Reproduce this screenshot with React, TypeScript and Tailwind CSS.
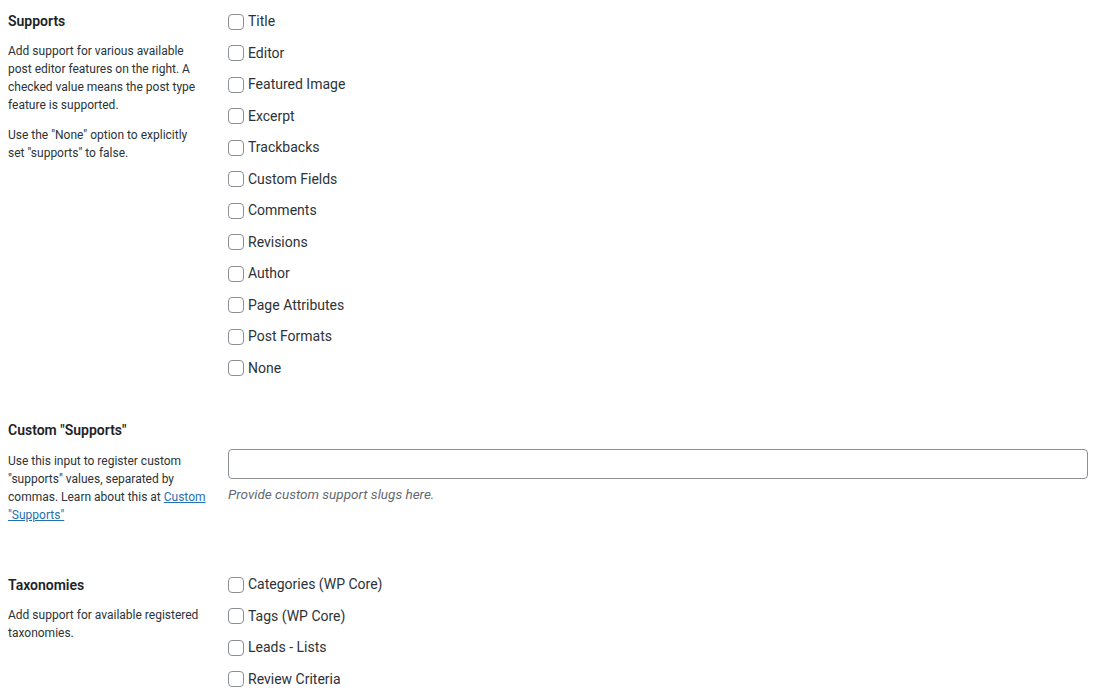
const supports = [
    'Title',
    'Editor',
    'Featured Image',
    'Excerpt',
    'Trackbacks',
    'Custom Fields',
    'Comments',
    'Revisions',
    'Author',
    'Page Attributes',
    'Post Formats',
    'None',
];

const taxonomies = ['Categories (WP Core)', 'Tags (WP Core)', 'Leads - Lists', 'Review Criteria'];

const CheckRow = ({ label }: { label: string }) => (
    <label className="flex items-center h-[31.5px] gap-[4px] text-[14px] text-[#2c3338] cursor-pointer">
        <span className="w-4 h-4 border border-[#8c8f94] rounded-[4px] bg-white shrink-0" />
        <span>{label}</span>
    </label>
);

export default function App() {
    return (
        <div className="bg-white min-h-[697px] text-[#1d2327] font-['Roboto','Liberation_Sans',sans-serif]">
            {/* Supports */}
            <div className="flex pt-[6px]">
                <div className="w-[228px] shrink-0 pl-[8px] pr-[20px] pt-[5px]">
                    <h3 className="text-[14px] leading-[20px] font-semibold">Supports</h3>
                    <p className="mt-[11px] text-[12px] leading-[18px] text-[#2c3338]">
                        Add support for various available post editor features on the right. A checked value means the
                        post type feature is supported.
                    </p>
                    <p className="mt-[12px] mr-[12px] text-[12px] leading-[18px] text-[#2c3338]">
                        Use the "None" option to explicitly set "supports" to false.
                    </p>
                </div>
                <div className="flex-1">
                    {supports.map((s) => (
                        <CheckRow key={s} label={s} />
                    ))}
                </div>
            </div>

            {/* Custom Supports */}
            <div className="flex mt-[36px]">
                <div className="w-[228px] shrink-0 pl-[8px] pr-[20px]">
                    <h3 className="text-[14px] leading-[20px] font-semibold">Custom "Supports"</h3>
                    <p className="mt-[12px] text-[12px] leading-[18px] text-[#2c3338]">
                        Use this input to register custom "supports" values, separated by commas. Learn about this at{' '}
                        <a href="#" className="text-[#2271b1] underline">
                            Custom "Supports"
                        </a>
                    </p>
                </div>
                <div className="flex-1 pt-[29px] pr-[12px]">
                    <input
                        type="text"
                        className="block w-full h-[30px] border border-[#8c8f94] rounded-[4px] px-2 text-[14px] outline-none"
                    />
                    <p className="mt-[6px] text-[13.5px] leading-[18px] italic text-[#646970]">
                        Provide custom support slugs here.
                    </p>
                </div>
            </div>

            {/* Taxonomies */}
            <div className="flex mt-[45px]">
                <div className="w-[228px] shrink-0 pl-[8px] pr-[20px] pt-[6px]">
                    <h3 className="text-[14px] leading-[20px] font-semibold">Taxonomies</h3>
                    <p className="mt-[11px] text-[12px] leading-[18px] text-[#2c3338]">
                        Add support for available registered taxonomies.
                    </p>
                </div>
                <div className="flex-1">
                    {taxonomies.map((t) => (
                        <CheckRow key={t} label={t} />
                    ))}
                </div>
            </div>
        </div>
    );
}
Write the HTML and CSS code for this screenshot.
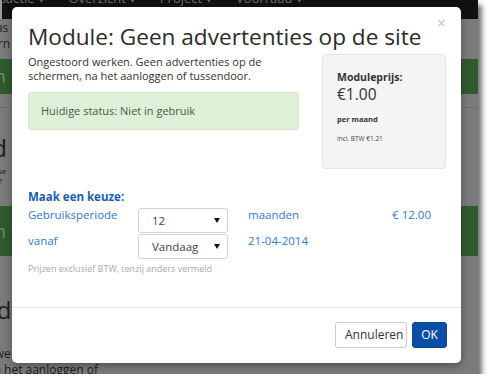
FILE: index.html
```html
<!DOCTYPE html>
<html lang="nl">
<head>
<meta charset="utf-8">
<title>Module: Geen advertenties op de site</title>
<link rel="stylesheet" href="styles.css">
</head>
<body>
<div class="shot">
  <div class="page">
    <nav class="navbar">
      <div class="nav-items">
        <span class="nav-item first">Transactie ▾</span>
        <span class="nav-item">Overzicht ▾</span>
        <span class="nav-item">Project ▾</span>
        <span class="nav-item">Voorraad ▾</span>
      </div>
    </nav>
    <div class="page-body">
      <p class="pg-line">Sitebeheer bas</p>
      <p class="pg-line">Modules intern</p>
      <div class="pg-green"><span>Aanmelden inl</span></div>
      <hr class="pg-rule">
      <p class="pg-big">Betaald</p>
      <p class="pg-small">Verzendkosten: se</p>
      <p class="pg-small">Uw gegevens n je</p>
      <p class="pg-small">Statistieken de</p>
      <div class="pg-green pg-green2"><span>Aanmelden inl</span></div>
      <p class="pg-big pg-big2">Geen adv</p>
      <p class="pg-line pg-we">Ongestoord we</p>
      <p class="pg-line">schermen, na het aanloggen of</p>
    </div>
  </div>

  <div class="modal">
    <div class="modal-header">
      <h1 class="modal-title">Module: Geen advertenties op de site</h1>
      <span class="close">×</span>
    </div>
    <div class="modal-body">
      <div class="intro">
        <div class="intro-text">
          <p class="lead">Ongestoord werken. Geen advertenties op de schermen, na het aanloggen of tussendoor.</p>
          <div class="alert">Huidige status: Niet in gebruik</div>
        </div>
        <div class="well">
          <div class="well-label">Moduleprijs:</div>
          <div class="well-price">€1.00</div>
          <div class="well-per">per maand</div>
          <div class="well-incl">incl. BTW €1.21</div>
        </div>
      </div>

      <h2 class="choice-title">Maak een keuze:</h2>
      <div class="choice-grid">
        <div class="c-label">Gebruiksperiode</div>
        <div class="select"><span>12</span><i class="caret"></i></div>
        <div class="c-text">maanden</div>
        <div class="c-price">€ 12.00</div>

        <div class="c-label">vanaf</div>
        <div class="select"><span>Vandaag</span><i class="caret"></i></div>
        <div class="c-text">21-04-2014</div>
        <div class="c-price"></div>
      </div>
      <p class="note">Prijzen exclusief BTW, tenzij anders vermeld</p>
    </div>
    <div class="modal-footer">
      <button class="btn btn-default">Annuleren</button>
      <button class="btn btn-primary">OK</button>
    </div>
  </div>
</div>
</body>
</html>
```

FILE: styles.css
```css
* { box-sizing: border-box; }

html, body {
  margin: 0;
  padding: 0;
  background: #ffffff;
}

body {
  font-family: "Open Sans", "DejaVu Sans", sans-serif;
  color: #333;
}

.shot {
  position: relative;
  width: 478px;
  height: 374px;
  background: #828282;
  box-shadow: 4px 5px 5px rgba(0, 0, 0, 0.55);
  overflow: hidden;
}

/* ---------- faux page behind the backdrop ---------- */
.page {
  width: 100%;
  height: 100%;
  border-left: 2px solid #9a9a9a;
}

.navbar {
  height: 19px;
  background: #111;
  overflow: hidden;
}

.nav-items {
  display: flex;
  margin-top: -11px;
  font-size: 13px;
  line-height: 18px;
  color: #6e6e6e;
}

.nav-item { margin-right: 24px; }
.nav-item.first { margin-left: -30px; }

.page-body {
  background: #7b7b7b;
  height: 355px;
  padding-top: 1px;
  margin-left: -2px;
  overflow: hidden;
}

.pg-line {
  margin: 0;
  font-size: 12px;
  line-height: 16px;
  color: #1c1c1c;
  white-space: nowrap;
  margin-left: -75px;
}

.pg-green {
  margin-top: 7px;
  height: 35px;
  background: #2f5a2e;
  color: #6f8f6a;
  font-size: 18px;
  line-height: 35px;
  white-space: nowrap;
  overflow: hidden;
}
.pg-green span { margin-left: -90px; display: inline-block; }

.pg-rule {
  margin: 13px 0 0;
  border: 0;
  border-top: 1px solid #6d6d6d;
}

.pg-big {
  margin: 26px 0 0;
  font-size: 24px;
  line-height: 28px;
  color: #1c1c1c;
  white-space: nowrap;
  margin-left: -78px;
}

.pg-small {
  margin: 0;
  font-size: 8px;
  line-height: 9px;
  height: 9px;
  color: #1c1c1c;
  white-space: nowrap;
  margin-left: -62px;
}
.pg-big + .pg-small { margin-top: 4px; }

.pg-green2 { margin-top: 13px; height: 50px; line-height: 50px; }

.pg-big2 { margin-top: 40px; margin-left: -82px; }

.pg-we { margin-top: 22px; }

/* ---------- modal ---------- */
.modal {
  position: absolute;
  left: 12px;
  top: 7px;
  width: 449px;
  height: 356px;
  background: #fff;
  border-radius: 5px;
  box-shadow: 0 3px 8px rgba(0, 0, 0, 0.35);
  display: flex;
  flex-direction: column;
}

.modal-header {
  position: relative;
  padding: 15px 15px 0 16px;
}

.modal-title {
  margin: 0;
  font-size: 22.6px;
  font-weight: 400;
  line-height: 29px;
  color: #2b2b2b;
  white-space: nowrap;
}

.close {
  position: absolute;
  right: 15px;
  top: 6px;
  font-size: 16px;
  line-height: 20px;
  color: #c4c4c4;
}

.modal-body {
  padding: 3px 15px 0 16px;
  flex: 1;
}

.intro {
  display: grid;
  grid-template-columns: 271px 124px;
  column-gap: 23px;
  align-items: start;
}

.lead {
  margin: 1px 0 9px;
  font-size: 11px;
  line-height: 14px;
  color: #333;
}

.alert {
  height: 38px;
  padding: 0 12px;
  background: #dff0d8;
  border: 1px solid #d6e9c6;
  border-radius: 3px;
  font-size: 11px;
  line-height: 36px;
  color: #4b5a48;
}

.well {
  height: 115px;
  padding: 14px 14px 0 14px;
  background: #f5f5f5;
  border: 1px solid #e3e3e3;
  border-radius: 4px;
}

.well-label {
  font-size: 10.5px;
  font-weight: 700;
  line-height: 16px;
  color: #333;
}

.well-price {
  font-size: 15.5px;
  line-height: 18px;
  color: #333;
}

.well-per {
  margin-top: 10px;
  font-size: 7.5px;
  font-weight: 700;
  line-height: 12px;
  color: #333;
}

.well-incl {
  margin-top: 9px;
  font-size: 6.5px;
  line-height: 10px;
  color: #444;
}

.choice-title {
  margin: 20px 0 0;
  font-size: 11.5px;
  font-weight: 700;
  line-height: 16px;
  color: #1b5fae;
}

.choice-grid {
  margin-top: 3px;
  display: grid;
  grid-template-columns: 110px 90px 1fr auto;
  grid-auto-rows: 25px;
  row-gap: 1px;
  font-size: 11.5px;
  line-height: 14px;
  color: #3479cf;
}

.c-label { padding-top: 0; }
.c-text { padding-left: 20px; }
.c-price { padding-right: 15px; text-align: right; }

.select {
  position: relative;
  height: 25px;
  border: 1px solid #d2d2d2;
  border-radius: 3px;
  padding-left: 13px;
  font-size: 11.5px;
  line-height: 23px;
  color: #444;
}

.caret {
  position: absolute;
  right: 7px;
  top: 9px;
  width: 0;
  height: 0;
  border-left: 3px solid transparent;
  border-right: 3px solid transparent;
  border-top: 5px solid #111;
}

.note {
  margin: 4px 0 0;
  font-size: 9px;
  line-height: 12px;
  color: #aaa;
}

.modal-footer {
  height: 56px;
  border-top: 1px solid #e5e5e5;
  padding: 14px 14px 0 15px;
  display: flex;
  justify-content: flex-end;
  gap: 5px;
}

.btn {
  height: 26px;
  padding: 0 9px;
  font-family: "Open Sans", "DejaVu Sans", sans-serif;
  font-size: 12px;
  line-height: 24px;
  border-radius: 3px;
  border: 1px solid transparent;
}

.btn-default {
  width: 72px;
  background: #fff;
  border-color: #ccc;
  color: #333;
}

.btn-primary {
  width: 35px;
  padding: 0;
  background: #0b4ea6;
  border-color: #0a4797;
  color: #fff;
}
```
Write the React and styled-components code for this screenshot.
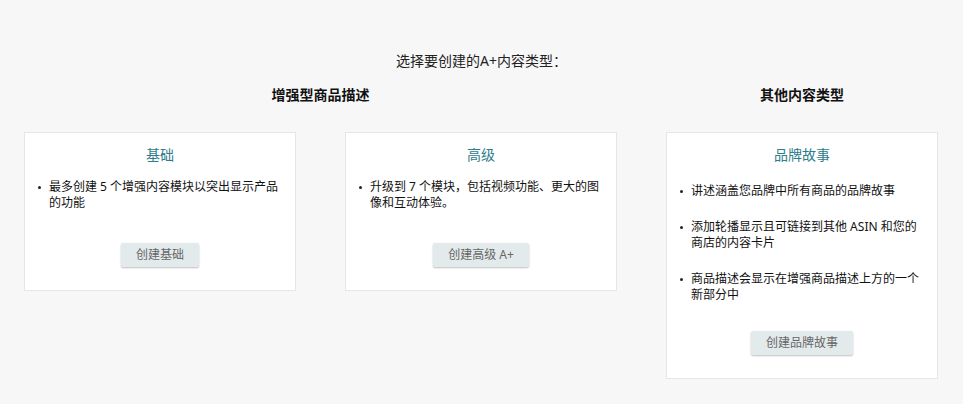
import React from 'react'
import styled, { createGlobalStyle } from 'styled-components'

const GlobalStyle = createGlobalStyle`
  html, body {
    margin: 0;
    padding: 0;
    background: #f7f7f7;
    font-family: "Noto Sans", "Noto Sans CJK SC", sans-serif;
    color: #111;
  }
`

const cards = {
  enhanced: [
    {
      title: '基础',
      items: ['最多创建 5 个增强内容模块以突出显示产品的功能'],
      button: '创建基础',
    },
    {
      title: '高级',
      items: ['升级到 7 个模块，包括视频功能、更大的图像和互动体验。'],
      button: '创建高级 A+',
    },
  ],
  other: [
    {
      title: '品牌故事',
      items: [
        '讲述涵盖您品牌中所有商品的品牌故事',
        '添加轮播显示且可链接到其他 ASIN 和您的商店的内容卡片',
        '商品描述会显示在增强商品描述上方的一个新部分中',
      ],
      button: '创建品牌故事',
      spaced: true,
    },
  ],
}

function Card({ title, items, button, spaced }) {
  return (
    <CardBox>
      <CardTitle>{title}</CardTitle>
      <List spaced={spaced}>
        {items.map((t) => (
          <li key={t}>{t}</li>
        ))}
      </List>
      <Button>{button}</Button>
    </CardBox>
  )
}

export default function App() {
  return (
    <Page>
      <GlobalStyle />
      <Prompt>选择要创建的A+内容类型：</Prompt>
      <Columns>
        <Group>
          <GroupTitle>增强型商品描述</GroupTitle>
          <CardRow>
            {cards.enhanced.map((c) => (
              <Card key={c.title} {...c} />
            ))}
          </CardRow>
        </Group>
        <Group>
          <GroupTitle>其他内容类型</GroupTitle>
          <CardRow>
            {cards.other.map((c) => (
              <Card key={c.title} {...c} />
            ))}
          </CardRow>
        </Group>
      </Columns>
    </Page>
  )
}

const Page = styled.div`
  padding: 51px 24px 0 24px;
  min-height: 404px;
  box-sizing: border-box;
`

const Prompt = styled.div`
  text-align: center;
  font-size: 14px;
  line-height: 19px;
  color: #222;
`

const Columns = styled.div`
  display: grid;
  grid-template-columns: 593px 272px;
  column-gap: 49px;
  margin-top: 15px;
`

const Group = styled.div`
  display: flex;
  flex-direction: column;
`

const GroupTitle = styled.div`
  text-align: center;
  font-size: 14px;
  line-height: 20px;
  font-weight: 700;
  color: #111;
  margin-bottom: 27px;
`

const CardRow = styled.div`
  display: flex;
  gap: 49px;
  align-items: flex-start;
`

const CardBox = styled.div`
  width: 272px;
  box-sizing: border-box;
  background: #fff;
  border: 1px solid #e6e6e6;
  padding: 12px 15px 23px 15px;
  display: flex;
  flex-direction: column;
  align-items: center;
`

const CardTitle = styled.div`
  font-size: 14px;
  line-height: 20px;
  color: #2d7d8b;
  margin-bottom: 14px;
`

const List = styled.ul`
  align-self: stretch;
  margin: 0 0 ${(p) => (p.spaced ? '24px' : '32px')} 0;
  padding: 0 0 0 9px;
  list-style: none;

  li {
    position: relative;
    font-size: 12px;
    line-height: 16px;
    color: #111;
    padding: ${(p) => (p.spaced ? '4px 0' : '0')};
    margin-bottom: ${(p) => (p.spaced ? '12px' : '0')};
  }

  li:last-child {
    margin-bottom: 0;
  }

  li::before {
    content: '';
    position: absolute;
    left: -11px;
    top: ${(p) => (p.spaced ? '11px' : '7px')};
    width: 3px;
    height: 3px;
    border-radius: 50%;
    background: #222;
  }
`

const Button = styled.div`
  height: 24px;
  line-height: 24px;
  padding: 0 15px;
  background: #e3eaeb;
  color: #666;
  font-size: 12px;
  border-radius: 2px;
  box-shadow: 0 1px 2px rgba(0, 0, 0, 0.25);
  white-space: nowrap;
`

....................

● **Problem to solve**
Show the lines that mention the word "React".

● **Final answer**
Reproduce this screenshot with React, TypeScript and Tailwind CSS.
Write the React and styled-components code for this screenshot.
import React from 'react'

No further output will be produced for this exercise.